__PROVIDED DATA__
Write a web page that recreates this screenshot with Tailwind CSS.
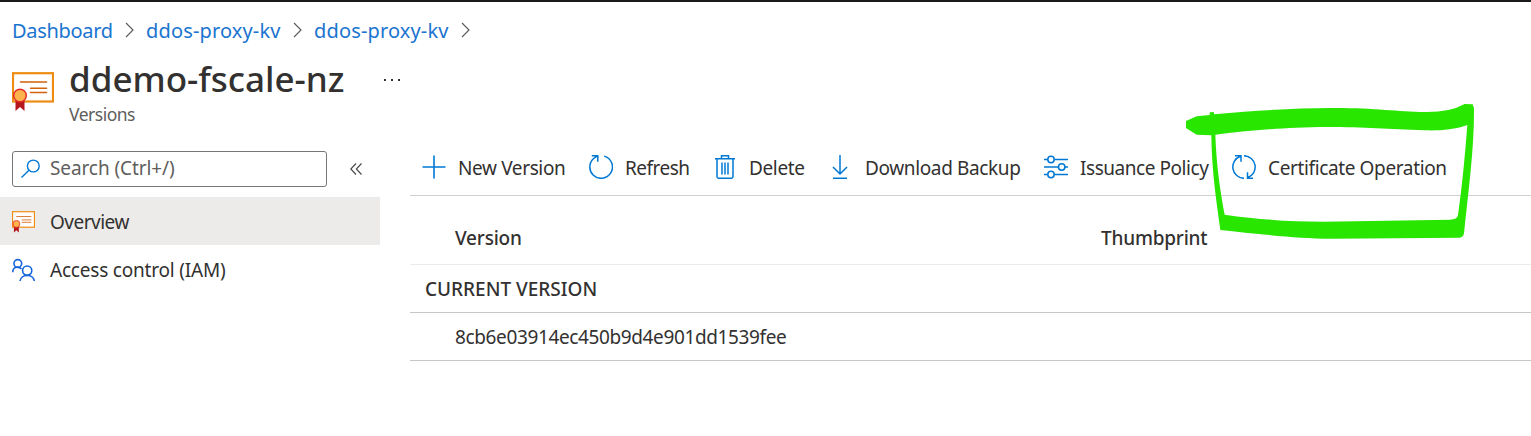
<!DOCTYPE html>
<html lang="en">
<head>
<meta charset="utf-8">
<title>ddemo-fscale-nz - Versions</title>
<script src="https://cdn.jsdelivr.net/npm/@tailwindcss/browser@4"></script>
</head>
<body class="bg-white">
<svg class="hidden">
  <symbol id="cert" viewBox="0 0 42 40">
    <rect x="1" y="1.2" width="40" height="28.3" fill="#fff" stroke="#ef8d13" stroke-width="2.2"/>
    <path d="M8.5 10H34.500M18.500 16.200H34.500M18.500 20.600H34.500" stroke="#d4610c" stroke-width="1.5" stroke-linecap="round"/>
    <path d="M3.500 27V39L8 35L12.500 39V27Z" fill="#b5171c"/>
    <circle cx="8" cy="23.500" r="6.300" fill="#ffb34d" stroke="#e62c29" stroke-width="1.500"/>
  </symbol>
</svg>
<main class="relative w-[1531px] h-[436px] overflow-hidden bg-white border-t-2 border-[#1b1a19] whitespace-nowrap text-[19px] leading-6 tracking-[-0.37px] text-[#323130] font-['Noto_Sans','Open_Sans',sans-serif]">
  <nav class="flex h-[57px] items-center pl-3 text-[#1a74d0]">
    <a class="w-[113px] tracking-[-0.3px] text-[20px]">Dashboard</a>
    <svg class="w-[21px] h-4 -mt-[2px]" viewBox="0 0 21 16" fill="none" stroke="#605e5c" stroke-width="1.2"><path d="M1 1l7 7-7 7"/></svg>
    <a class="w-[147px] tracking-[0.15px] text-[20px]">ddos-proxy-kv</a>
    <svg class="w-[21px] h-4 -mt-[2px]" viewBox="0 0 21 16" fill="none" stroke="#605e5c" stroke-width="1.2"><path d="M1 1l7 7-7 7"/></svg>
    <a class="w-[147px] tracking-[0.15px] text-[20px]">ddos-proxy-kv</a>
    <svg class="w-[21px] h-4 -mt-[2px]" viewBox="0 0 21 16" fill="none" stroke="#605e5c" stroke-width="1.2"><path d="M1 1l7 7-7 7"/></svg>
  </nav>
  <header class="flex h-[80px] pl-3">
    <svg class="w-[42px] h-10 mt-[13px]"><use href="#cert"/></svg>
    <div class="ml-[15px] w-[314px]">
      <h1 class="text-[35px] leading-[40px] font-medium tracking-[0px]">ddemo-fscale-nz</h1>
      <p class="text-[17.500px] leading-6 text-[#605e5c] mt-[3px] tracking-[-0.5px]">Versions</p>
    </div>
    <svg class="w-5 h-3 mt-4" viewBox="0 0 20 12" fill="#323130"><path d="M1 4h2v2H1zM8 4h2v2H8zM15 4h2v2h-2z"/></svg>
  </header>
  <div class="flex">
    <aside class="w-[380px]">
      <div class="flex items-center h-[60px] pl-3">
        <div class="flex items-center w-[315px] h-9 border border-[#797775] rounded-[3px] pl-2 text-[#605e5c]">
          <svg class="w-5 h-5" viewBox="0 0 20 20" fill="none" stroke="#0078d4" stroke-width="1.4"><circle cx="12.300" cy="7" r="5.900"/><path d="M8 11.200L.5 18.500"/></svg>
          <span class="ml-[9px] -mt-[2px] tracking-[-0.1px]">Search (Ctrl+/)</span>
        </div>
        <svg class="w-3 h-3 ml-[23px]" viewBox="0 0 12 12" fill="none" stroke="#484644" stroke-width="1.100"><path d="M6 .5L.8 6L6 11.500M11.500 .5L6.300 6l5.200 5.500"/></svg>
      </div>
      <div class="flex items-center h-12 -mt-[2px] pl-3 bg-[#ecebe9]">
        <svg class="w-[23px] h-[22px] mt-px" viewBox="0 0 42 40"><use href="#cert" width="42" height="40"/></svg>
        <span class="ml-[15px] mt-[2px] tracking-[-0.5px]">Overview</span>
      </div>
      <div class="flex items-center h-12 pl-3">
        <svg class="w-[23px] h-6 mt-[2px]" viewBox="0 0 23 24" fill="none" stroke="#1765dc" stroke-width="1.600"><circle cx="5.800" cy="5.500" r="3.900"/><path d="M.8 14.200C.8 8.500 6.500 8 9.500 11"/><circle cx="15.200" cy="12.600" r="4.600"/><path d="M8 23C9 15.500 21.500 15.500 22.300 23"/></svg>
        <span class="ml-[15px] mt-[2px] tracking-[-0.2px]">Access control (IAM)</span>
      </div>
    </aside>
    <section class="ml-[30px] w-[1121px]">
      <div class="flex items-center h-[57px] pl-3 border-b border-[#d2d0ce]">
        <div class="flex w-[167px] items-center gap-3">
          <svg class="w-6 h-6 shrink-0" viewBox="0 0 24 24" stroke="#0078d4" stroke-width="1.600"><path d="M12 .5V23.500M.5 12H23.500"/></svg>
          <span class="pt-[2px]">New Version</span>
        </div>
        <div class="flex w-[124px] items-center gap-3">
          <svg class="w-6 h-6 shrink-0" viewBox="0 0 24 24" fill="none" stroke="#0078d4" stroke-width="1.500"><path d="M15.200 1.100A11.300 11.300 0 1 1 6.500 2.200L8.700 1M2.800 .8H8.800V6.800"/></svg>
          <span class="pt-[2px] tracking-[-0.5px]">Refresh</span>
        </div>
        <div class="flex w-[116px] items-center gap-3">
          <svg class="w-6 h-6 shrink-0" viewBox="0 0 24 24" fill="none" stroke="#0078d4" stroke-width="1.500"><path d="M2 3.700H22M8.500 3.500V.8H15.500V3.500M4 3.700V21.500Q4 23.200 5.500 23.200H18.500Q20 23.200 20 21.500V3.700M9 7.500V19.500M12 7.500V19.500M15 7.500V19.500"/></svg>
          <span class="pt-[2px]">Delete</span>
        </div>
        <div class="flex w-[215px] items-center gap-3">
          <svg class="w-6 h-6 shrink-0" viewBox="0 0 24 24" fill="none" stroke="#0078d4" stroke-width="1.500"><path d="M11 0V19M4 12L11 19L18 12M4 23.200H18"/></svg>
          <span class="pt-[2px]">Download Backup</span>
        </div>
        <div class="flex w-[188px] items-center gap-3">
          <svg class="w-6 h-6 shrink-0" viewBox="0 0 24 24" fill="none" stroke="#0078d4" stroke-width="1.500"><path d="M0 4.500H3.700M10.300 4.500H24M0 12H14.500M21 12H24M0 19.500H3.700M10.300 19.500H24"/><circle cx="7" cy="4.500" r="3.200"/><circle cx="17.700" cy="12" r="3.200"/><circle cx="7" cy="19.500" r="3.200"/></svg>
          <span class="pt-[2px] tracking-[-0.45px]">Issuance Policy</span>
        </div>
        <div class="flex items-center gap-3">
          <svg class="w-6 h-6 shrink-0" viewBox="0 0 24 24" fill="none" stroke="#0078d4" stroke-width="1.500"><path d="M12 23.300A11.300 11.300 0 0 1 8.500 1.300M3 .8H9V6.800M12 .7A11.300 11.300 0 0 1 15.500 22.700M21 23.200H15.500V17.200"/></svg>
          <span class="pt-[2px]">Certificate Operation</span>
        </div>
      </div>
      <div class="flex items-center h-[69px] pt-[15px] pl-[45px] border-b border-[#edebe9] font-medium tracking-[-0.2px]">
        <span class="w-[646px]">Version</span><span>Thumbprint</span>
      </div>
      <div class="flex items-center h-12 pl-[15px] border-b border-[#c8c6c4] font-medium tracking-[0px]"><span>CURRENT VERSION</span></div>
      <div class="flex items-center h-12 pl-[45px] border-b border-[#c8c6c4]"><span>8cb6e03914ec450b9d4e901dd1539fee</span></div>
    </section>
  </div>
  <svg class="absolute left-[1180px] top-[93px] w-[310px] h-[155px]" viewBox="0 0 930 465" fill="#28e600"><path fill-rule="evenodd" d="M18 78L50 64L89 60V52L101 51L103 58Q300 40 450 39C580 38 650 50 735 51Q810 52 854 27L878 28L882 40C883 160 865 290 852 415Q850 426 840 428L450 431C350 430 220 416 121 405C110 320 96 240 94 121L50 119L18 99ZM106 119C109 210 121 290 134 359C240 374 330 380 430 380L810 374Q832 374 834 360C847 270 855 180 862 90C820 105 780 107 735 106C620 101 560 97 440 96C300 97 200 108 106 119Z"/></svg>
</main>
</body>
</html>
* * *
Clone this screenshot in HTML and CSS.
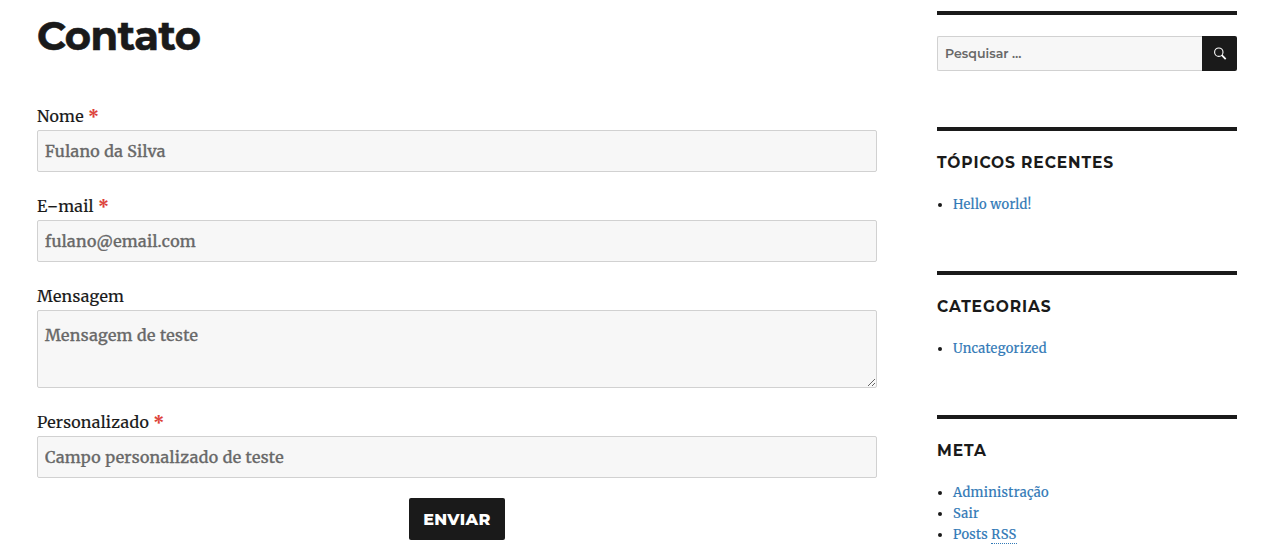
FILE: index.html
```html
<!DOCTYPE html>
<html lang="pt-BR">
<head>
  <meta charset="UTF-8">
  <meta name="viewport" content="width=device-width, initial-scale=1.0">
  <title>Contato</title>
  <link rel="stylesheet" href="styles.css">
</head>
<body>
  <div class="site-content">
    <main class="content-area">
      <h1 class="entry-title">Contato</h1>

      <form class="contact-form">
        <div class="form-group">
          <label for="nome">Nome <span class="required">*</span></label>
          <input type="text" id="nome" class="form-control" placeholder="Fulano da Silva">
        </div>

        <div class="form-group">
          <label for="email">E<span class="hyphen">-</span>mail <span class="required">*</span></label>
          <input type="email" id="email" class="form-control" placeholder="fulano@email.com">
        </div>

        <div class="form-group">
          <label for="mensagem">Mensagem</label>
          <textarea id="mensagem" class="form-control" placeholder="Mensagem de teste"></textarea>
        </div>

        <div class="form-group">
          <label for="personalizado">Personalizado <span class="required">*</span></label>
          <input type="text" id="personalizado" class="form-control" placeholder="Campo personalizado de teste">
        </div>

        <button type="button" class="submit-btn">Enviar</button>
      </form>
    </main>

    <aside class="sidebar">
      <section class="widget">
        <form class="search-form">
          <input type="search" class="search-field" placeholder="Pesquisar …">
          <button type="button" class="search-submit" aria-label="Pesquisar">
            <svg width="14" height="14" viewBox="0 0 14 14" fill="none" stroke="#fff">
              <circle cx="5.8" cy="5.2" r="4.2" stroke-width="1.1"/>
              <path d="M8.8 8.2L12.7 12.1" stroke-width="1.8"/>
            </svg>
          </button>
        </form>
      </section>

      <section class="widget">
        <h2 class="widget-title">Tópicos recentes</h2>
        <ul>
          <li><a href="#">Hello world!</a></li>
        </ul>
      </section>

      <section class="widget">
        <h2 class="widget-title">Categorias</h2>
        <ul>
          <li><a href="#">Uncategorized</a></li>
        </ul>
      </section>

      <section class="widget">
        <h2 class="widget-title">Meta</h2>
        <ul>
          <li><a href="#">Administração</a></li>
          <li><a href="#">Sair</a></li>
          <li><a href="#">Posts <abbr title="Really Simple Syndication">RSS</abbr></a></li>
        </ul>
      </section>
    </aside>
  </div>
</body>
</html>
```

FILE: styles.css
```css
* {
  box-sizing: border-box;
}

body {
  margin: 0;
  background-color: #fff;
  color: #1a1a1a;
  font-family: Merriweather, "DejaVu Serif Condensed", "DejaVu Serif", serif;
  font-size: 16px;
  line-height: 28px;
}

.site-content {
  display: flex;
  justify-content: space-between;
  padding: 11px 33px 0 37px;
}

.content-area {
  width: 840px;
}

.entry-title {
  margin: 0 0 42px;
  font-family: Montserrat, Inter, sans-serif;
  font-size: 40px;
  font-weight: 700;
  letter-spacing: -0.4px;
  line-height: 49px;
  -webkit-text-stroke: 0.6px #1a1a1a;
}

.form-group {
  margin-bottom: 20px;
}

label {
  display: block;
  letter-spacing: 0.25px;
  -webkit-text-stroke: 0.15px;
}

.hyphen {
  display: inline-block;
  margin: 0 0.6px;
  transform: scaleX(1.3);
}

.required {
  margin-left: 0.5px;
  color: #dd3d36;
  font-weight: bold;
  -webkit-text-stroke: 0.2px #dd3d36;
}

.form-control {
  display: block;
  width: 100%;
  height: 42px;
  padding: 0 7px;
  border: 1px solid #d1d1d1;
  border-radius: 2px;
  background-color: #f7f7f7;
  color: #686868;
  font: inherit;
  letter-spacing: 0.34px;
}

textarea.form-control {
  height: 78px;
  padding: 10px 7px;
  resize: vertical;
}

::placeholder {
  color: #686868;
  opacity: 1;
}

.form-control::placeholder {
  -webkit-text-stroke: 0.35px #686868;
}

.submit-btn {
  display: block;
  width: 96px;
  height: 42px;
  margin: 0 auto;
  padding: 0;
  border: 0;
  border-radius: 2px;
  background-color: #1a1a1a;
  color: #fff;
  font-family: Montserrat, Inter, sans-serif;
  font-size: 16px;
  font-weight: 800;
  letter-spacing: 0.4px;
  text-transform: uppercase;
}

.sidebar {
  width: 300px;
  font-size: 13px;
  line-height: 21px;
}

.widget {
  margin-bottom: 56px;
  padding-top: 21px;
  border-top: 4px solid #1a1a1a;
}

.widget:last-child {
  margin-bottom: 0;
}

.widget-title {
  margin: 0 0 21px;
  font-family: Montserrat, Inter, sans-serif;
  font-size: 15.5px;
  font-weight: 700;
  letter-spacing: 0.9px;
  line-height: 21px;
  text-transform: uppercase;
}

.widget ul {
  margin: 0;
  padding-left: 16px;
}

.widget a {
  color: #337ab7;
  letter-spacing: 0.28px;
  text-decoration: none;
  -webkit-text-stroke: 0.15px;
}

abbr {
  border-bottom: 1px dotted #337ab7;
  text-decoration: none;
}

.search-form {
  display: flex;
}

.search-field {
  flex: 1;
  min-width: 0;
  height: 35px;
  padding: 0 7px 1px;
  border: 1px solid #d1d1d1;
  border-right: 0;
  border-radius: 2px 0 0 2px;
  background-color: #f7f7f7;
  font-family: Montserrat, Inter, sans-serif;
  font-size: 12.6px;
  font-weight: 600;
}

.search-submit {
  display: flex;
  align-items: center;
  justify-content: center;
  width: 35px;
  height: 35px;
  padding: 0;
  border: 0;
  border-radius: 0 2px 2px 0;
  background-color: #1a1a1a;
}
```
--
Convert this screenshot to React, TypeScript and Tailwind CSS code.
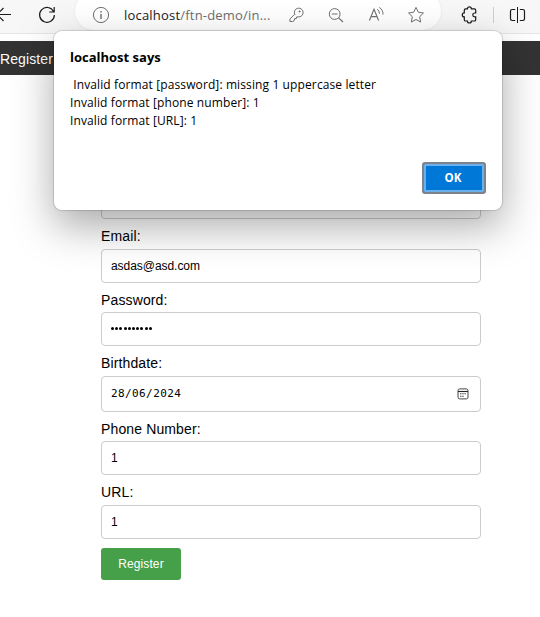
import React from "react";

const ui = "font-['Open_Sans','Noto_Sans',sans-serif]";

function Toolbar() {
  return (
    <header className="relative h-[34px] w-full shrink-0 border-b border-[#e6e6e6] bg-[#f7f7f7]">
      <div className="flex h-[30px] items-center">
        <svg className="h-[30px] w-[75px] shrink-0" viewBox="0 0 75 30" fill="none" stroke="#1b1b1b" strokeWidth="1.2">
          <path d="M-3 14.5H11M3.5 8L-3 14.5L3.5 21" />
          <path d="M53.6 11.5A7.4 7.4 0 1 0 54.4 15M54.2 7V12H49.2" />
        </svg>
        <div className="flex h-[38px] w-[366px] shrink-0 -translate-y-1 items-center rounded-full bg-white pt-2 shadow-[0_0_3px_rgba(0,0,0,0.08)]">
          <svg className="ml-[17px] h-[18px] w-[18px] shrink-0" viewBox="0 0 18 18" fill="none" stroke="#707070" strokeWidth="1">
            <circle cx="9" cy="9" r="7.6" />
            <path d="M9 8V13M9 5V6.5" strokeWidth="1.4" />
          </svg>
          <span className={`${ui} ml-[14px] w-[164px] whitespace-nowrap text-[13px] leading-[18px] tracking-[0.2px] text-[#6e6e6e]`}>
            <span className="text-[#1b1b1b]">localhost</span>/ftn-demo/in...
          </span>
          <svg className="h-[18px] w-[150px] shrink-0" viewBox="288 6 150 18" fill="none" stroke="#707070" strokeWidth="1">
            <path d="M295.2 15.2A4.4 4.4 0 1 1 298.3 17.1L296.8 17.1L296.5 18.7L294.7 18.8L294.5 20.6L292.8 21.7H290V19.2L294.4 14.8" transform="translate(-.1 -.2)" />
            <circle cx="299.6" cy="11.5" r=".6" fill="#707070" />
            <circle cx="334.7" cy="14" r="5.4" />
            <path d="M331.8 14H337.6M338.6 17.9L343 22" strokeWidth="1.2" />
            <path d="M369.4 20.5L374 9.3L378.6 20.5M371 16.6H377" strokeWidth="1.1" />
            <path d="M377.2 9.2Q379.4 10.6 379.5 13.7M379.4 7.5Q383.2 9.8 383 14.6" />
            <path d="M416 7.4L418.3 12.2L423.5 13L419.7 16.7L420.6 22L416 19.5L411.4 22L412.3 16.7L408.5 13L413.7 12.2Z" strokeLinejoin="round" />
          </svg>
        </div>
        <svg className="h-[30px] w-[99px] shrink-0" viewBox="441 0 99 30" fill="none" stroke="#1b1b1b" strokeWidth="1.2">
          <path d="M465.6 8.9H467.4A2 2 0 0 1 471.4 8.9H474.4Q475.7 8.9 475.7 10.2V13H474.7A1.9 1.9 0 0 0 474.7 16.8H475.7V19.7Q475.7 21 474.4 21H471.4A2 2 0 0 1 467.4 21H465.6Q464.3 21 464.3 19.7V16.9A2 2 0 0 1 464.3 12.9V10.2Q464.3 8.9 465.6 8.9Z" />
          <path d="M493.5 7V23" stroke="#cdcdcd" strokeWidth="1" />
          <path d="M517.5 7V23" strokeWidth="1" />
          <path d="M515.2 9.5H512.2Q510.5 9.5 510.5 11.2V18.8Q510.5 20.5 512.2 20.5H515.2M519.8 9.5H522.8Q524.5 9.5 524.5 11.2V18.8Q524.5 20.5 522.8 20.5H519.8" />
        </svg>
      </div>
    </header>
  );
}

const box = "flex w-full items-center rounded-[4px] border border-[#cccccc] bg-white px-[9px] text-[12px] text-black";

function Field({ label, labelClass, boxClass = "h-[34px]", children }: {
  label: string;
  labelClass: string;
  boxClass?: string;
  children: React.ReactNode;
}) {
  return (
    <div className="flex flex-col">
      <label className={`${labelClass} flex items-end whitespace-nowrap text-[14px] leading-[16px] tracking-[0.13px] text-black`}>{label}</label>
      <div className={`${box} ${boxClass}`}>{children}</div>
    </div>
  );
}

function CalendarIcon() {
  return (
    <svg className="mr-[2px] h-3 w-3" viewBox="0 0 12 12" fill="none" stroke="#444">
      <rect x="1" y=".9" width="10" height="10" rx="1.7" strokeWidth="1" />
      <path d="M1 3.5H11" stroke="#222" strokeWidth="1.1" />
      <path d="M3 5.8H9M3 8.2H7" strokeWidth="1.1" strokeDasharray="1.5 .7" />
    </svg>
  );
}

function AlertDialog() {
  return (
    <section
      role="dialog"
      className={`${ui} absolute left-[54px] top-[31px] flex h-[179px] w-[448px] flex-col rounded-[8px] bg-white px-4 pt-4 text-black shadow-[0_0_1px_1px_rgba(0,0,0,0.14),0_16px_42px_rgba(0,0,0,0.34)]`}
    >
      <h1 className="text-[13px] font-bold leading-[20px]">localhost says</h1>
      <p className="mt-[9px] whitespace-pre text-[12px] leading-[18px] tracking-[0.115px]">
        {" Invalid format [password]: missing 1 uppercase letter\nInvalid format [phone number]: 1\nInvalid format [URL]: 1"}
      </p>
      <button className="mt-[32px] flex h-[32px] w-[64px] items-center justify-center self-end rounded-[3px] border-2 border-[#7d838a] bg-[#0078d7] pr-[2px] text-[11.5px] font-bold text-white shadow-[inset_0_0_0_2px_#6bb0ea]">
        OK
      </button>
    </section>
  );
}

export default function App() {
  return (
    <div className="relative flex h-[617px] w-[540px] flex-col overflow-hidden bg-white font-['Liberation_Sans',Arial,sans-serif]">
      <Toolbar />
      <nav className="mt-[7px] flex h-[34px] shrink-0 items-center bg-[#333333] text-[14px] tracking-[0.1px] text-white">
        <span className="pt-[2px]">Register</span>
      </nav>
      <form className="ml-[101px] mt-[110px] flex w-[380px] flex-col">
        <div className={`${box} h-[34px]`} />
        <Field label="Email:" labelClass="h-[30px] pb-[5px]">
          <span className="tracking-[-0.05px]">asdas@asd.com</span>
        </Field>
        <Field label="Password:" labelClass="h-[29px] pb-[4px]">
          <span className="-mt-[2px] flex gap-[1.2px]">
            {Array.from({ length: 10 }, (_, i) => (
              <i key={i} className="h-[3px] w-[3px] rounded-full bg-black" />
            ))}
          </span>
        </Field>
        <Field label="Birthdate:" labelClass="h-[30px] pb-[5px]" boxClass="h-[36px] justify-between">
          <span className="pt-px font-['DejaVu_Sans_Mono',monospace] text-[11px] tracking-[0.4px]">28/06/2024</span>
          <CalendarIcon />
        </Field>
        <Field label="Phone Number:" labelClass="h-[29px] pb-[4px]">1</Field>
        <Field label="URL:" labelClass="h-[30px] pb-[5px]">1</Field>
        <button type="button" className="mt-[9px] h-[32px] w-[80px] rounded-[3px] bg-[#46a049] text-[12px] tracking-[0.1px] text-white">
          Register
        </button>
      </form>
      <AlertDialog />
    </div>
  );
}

__YOUR TASK__
For the entries above, state how many lines contain the word "screenshot". Provide the number by itself.

__ANSWER TO THE PROBLEM__
3